Michigan reported 69 additional deaths tied to the novel coronavirus on Thursday for a total of 5,129 deaths statewide.
Thursday’s report included 31 older deaths identified by comparing death certificate data to the state’s registry of laboratory-confirmed cases. These deaths might have occurred days or weeks ago.
For the seventh consecutive day, the state confirmed fewer than 800 new cases of COVID-19, adding 501 cases for a total of 53,510, according to data from the Michigan Department of Health and Human Services.
The state has continued to rank seventh in the nation for its number of COVID-19 cases and fourth for deaths — behind New York, New Jersey and Massachusetts, according to tracking by Johns Hopkins University & Medicine Coronavirus Resource Center.
Gov. Gretchen Whitmer announced Thursday she has lifted restrictions on retail businesses and auto dealerships across the state starting May 26, but visits must be made by appointment.

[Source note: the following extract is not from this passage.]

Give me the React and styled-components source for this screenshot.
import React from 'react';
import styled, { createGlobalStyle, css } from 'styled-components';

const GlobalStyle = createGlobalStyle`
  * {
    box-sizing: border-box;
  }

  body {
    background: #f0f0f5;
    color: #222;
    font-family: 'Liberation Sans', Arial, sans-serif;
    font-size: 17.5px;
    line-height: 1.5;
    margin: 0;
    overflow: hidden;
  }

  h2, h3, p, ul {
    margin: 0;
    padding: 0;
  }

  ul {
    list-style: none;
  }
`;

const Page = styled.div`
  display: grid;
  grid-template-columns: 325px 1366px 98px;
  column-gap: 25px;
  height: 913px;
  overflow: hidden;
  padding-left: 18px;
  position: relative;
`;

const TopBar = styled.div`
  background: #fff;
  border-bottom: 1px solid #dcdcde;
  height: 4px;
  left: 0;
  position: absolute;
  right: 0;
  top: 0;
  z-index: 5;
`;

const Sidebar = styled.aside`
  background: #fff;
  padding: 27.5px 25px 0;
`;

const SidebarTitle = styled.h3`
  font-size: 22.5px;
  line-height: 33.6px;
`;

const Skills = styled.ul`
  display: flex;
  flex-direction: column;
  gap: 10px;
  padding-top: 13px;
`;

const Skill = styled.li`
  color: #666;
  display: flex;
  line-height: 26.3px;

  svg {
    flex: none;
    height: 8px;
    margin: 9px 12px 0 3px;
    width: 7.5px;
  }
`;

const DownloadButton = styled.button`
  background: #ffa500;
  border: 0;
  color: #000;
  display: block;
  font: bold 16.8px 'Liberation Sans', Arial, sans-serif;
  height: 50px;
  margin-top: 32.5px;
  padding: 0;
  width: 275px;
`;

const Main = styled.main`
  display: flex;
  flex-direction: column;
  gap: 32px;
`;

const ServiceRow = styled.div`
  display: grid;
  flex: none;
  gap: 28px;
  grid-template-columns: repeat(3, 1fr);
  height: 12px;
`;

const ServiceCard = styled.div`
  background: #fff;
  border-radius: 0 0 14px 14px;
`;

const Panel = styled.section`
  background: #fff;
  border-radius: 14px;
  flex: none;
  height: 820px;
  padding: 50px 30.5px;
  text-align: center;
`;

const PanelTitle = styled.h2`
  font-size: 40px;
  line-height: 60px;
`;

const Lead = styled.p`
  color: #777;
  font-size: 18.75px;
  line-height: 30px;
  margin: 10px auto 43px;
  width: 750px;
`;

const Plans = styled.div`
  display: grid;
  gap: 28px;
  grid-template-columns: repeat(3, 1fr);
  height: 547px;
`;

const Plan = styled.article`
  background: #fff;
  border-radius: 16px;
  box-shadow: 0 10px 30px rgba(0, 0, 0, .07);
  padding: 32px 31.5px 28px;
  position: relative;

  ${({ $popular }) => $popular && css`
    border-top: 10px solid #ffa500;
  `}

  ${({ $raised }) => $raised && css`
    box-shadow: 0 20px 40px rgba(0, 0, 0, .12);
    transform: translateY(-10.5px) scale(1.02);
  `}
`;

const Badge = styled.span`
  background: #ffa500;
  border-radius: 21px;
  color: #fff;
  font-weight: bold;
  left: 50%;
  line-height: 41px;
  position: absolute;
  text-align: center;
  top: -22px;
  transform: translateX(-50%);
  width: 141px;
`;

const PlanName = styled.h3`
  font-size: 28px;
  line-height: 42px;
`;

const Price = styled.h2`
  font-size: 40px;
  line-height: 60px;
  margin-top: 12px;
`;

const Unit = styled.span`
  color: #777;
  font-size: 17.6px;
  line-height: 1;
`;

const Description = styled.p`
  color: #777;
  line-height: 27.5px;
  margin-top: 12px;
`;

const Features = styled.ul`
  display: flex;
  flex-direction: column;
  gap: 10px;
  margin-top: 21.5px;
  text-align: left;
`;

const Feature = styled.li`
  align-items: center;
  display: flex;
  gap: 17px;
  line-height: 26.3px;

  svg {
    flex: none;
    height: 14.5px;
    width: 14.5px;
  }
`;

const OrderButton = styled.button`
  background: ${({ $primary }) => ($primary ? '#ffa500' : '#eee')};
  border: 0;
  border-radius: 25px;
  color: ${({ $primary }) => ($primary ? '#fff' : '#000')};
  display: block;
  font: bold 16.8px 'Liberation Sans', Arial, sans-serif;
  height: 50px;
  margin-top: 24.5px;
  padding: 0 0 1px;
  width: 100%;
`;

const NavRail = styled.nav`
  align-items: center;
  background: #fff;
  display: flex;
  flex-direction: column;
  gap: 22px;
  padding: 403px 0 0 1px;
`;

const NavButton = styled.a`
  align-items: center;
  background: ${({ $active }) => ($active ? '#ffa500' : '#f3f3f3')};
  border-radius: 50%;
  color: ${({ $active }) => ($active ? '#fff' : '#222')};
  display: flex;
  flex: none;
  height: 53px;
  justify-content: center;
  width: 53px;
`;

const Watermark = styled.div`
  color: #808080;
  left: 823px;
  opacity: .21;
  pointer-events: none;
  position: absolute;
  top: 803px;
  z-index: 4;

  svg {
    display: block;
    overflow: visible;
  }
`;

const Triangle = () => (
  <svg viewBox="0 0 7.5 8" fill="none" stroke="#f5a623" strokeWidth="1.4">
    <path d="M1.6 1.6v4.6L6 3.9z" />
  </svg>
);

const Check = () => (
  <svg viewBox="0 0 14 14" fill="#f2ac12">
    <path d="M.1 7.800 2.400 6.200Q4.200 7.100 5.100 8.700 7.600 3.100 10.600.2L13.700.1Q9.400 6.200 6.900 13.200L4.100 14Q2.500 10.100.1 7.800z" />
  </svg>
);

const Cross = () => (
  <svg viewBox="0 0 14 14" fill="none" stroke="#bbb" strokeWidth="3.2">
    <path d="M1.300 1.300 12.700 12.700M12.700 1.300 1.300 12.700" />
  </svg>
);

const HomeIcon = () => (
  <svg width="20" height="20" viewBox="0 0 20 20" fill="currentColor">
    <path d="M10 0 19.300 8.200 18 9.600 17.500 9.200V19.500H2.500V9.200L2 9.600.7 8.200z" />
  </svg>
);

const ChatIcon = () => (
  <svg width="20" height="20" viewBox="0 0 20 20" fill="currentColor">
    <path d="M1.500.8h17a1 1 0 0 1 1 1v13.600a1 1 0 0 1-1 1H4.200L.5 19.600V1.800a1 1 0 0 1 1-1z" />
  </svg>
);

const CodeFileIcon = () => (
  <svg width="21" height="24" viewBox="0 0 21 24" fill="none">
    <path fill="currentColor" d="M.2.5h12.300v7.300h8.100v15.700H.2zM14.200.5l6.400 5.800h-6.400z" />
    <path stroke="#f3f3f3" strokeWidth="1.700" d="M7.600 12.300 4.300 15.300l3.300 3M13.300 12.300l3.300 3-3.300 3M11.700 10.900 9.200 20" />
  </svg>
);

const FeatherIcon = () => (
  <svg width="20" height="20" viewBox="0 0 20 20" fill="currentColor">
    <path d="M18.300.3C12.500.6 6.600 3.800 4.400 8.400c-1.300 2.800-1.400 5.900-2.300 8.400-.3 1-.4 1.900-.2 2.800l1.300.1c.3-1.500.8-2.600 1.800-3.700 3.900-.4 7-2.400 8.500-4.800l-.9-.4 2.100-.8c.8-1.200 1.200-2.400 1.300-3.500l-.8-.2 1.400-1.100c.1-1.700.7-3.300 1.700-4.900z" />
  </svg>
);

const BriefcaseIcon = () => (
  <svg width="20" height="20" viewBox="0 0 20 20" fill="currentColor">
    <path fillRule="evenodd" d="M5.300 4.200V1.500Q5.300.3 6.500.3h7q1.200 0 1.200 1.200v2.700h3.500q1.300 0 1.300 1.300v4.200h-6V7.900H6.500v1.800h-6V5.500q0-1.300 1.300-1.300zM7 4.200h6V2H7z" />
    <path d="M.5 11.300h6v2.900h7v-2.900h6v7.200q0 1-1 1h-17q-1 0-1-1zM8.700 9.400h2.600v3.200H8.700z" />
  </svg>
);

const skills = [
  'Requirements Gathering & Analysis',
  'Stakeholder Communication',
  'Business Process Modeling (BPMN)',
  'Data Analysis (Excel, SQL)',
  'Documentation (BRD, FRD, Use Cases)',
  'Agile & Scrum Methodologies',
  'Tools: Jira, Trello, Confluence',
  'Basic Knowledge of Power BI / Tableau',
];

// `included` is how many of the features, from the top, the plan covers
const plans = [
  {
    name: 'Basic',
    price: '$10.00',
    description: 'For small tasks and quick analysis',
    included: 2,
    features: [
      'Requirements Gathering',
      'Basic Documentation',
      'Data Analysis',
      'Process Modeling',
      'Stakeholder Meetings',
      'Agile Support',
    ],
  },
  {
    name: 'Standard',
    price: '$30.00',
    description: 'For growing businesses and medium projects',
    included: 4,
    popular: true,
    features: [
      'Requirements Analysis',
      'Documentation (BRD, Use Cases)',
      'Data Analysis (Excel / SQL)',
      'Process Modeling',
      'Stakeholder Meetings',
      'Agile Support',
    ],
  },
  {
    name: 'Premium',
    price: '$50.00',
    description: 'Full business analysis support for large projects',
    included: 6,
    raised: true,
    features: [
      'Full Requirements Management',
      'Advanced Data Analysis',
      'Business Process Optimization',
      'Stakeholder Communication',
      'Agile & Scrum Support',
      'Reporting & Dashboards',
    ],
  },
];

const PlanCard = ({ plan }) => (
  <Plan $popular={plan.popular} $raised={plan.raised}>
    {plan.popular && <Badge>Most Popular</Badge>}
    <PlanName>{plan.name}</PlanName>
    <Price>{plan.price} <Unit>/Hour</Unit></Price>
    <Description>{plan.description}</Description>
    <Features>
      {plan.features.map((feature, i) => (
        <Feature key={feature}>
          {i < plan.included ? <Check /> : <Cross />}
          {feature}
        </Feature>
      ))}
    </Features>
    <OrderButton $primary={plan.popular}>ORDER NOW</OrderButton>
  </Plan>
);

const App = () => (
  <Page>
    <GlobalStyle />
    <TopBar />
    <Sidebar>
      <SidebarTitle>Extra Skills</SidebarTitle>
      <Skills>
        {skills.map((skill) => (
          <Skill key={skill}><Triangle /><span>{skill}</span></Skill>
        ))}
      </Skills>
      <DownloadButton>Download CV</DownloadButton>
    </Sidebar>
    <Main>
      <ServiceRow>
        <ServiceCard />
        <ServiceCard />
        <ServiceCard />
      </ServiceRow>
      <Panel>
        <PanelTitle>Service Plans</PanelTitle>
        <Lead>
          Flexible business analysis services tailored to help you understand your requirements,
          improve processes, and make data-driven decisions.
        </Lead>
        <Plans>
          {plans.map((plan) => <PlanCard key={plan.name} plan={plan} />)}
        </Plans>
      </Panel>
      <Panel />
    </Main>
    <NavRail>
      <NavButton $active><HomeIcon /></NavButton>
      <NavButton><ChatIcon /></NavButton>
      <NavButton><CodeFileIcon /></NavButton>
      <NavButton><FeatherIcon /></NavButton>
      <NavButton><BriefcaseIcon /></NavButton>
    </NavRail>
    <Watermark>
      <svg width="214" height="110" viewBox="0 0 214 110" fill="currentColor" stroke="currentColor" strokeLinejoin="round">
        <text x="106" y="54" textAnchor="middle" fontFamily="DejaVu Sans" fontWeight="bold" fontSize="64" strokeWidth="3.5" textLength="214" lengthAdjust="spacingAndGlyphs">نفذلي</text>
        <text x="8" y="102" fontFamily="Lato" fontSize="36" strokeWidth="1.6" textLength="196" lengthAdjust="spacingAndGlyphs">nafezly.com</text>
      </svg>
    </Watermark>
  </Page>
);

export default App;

Restrictions would also be lifted on nonessential medical, dental and veterinary procedures starting May 29.
The order will ease restrictions on gatherings, allowing for groups of 10 or fewer people, effective immediately.
“Our member hospitals and health systems will continue to ensure that services offered adhere to strong safety, infection control and other COVID-19-related precautions,” Whitmer siad. “Hospitals are safe; please don’t delay care of any kind.”

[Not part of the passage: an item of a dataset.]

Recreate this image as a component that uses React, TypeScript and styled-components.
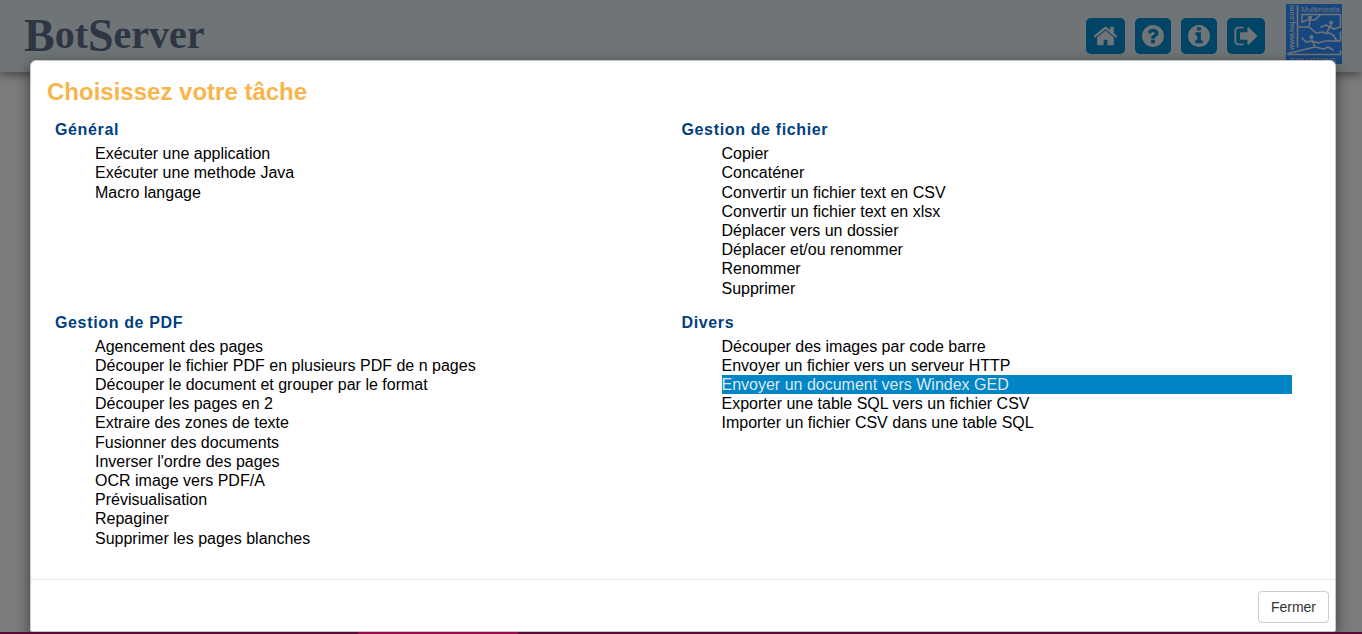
import React from "react";
import styled, { createGlobalStyle } from "styled-components";

const GlobalStyle = createGlobalStyle`
  *, *::before, *::after { box-sizing: border-box; }
  html, body { margin: 0; overflow: hidden; }
  body {
    background: #f8f9fb;
    color: #000;
    font-family: "Liberation Sans", Arial, sans-serif;
    font-size: 16px;
    line-height: 1.2;
  }
`;

const Page = styled.div`
  position: relative;
  height: 100vh;
  overflow: hidden;
`;

const Header = styled.header`
  display: flex;
  align-items: flex-start;
  justify-content: space-between;
  height: 72px;
  padding: 4px 20px 0 24px;
  background: #dfe8ee;
  box-shadow: 0 2px 10px rgba(0, 0, 0, 0.5);
`;

const Brand = styled.a`
  padding-top: 10px;
  color: #5c6b88;
  font-family: "Liberation Serif", "Times New Roman", serif;
  font-size: 40px;
  line-height: 42px;
  font-weight: bold;
  text-decoration: none;
`;

const Capital = styled.span`
  font-size: 46px;
  line-height: 42px;
  vertical-align: -3px;
`;

const Actions = styled.nav`
  display: flex;
  gap: 10px;
`;

const IconButton = styled.button`
  display: flex;
  align-items: center;
  justify-content: center;
  height: 36px;
  margin-top: 14px;
  padding: 0 7px;
  border: 0;
  border-radius: 5px;
  background: #008aca;
  color: #dfe8ee;
`;

const Glyph = styled.svg`
  height: 26px;
  fill: currentColor;
`;

const Logo = styled.svg`
  width: 56px;
  height: 60px;
  margin-left: 11px;
`;

const Backdrop = styled.div`
  position: absolute;
  inset: 0;
  padding: 60px 26px 2px 30px;
  background: rgba(0, 0, 0, 0.5);
`;

const Dialog = styled.section`
  display: flex;
  flex-direction: column;
  height: 100%;
  border: 1px solid #c8c8c8;
  border-radius: 6px 6px 2px 2px;
  background: #fff;
  box-shadow: 0 5px 15px rgba(0, 0, 0, 0.5);
`;

const Title = styled.h1`
  margin: 15px 16px 13px;
  color: #f9b54c;
  font-size: 24px;
  line-height: 1.3;
`;

const Groups = styled.div`
  flex: 1;
  display: grid;
  grid-template-columns: 1fr 1fr;
  align-content: start;
  row-gap: 15px;
  padding: 0 27px 0 24px;
`;

const Group = styled.section`
  padding-right: 16px;
`;

const GroupTitle = styled.h2`
  margin: 0 0 4px;
  color: #004080;
  font-size: 16px;
  line-height: 20px;
  letter-spacing: 0.04em;
`;

const TaskList = styled.ul`
  margin: 0;
  padding: 0 0 0 40px;
  list-style: none;
`;

const Task = styled.a<{ $active?: boolean }>`
  display: block;
  background: ${(p) => (p.$active ? "#0085c7" : "transparent")};
  color: ${(p) => (p.$active ? "#dfe8ee" : "#000")};
  text-decoration: none;
`;

const Footer = styled.footer`
  display: flex;
  justify-content: flex-end;
  padding: 11px 6px 8px;
  border-top: 1px solid #e5e5e5;
`;

const CloseButton = styled.button`
  padding: 5px 12px;
  border: 1px solid #ccc;
  border-radius: 4px;
  background: #fff;
  color: #333;
  font-family: inherit;
  font-size: 14px;
  line-height: 20px;
`;

const Progress = styled.div`
  position: absolute;
  inset: auto 0 0 0;
  height: 2px;
  padding-left: 358px;
  background: #560a35;
`;

const ProgressValue = styled.div`
  width: 160px;
  height: 2px;
  background: #9b0a4b;
`;

const disc =
  "M1664 896q0 209-103 385.5t-279.5 279.5-385.5 103-385.5-103-279.5-279.5-103-385.5 103-385.5 279.5-279.5 385.5-103 385.5 103 279.5 279.5 103 385.5z";

const actions = [
  {
    label: "Accueil",
    width: 25,
    viewBox: "64 0 1664 1792",
    path: "M1472 992v480q0 26-19 45t-45 19h-384v-384h-256v384h-384q-26 0-45-19t-19-45v-480q0-1 .5-3t.5-3l575-474 575 474q1 2 1 6zm223-69l-62 74q-8 9-21 11h-3q-13 0-21-7l-692-577-692 577q-12 8-24 7-13-2-21-11l-62-74q-8-10-7-23.5t11-21.5l719-599q32-26 76-26t76 26l244 204v-195q0-14 9-23t23-9h192q14 0 23 9t9 23v408l219 182q10 8 11 21.5t-7 23.5z",
  },
  {
    label: "Aide",
    width: 22,
    viewBox: "128 0 1536 1792",
    path: "M1024 1376v-192q0-14-9-23t-23-9h-192q-14 0-23 9t-9 23v192q0 14 9 23t23 9h192q14 0 23-9t9-23zm256-672q0-88-55.5-163t-138.5-116-170-41q-243 0-371 213-15 24 8 42l132 100q7 6 19 6 16 0 25-12 53-68 86-92 34-24 86-24 48 0 85.5 26t37.5 59q0 38-20 61t-68 45q-63 28-115.5 86.5t-52.5 125.5v36q0 14 9 23t23 9h192q14 0 23-9t9-23q0-19 21.5-49.5t54.5-49.5q32-18 49-28.5t46-35 44.5-48 28-60.5 12.5-81z" + disc,
  },
  {
    label: "Informations",
    width: 22,
    viewBox: "128 0 1536 1792",
    path: "M1152 1376v-160q0-14-9-23t-23-9h-96v-512q0-14-9-23t-23-9h-320q-14 0-23 9t-9 23v160q0 14 9 23t23 9h96v320h-96q-14 0-23 9t-9 23v160q0 14 9 23t23 9h448q14 0 23-9t9-23zm-128-896v-160q0-14-9-23t-23-9h-192q-14 0-23 9t-9 23v160q0 14 9 23t23 9h192q14 0 23-9t9-23z" + disc,
  },
  {
    label: "Déconnexion",
    width: 24,
    viewBox: "64 0 1600 1792",
    path: "M704 1440q0 4 1 20t.5 26.5-3 23.5-10 19.5-20.5 6.5h-320q-119 0-203.5-84.5t-84.5-203.5v-704q0-119 84.5-203.5t203.5-84.5h320q13 0 22.5 9.5t9.5 22.5q0 4 1 20t.5 26.5-3 23.5-10 19.5-20.5 6.5h-320q-66 0-113 47t-47 113v704q0 66 47 113t113 47h312l11.5 1 11.5 3 8 5.5 7 9 2 13.5zm928-544q0 26-19 45l-544 544q-19 19-45 19t-45-19-19-45v-288h-448q-26 0-45-19t-19-45v-384q0-26 19-45t45-19h448v-288q0-26 19-45t45-19 45 19l544 544q19 19 19 45z",
  },
];

const groups = [
  {
    title: "Général",
    tasks: ["Exécuter une application", "Exécuter une methode Java", "Macro langage"],
  },
  {
    title: "Gestion de fichier",
    tasks: [
      "Copier",
      "Concaténer",
      "Convertir un fichier text en CSV",
      "Convertir un fichier text en xlsx",
      "Déplacer vers un dossier",
      "Déplacer et/ou renommer",
      "Renommer",
      "Supprimer",
    ],
  },
  {
    title: "Gestion de PDF",
    tasks: [
      "Agencement des pages",
      "Découper le fichier PDF en plusieurs PDF de n pages",
      "Découper le document et grouper par le format",
      "Découper les pages en 2",
      "Extraire des zones de texte",
      "Fusionner des documents",
      "Inverser l'ordre des pages",
      "OCR image vers PDF/A",
      "Prévisualisation",
      "Repaginer",
      "Supprimer les pages blanches",
    ],
  },
  {
    title: "Divers",
    tasks: [
      "Découper des images par code barre",
      "Envoyer un fichier vers un serveur HTTP",
      "Envoyer un document vers Windex GED",
      "Exporter une table SQL vers un fichier CSV",
      "Importer un fichier CSV dans une table SQL",
    ],
  },
];

const activeTask = "Envoyer un document vers Windex GED";

function CompanyLogo() {
  return (
    <Logo viewBox="0 0 56 60" role="img" aria-label="Multimédia Solutions">
      <rect width="56" height="60" fill="#308cff" />
      <g fill="#dfe8ee" fontFamily="Liberation Sans, sans-serif">
        <text x="15" y="8" fontSize="8">Multimédia</text>
        <text transform="translate(8 46) rotate(-90)" fontSize="7" fontWeight="bold">www.luq.com</text>
        <text x="4" y="59" fontSize="8">SOLUTIONS</text>
      </g>
      <g fill="none" stroke="#dfe8ee" strokeWidth="1.6" strokeLinejoin="round" strokeLinecap="round">
        <path d="M11.5 2V43M16 18V10.500H54.500V23M54.500 28V37H40M2 50.500H54.500V47" />
        <path d="M16 18L21 16H29L34 11M24 16L23 23M13 23H23L30 29L37 28L41 30" />
        <path d="M35 23L40 21L48 25L54 23M45 21L41 28L47 31L51 37" />
        <path d="M16 34L20 38L26 37L32 39L39 37M26 36L29 43L38 45L42 43L47 46M29 43L2 49.500" />
      </g>
      <g fill="#dfe8ee">
        <circle cx="24" cy="13.500" r="2" />
        <circle cx="45" cy="18.500" r="2" />
        <circle cx="25.500" cy="33" r="2" />
      </g>
    </Logo>
  );
}

export default function App() {
  return (
    <>
      <GlobalStyle />
      <Page>
        <Header>
          <Brand href="#"><Capital>B</Capital>ot<Capital>S</Capital>erver</Brand>
          <Actions>
            {actions.map((action) => (
              <IconButton key={action.label} type="button" aria-label={action.label}>
                <Glyph width={action.width} viewBox={action.viewBox} aria-hidden="true">
                  <path fillRule="evenodd" d={action.path} />
                </Glyph>
              </IconButton>
            ))}
            <CompanyLogo />
          </Actions>
        </Header>
        <Backdrop>
          <Dialog role="dialog" aria-labelledby="dialog-title">
            <Title id="dialog-title">Choisissez votre tâche</Title>
            <Groups>
              {groups.map((group) => (
                <Group key={group.title}>
                  <GroupTitle>{group.title}</GroupTitle>
                  <TaskList>
                    {group.tasks.map((task) => (
                      <li key={task}>
                        <Task href="#" $active={task === activeTask}>{task}</Task>
                      </li>
                    ))}
                  </TaskList>
                </Group>
              ))}
            </Groups>
            <Footer>
              <CloseButton type="button">Fermer</CloseButton>
            </Footer>
          </Dialog>
        </Backdrop>
        <Progress><ProgressValue /></Progress>
      </Page>
    </>
  );
}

She also urged residents ahead of Memorial Day weekend to practice proper safety protocol to prevent the spread of the virus.
State health officials are planning to soon begin reporting “probable” deaths due to COVID-19 in Michigan, Lynn Sutfin, spokeswoman for the state health department, said Wednesday.
Probable deaths will be reported separately from those deaths in which a lab confirmed a COVID-positive case, she said.
A probable death includes, for example, one where the death certificate lists COVID-19 as the cause of death or a significant condition contributing to death, but without a lab-confirmed positive test, Sutfin said.
The bulk of Michigan’s cases overall (64%) have been in Metro Detroit, as well as 73% of the state’s COVID deaths.
Wayne County, excluding Detroit, passed a grim milestone Wednesday, surpassing 1,000 deaths for a total of 1,018 on Thursday.
Detroit added 15 new deaths Thursday, for a total of 1,297 coronavirus-related deaths. The hard-hit city is showing a steep decline in deaths related to the virus.
The city also added 57 confirmed cases on Thursday, bringing the total cases to 10,581.
There were no reported deaths that occurred Wednesday, said Detroit’s Chief Public Health Officer Denise Fair.
“This data remains fluid as the State and local hospitals and other health care providers continue reviewing and updating death records fully attributable to COVID-19,” she said in a statement Thursday.
“Overall, our week-to-week trend continues to be encouraging. In the past seven days, we have lost 25 Detroiters to the virus, considerably less than 60 reported the previous seven days. I remain encouraged by our residents who are wearing their mask and social distancing to protect their health and the health of others from COVID-19.”
The state generally has been seeing fewer COVID hospitalizations and patients in intensive care. The number of COVID-positive individuals in Michigan’s nursing homes has fallen over the past week and stands at about 2,670.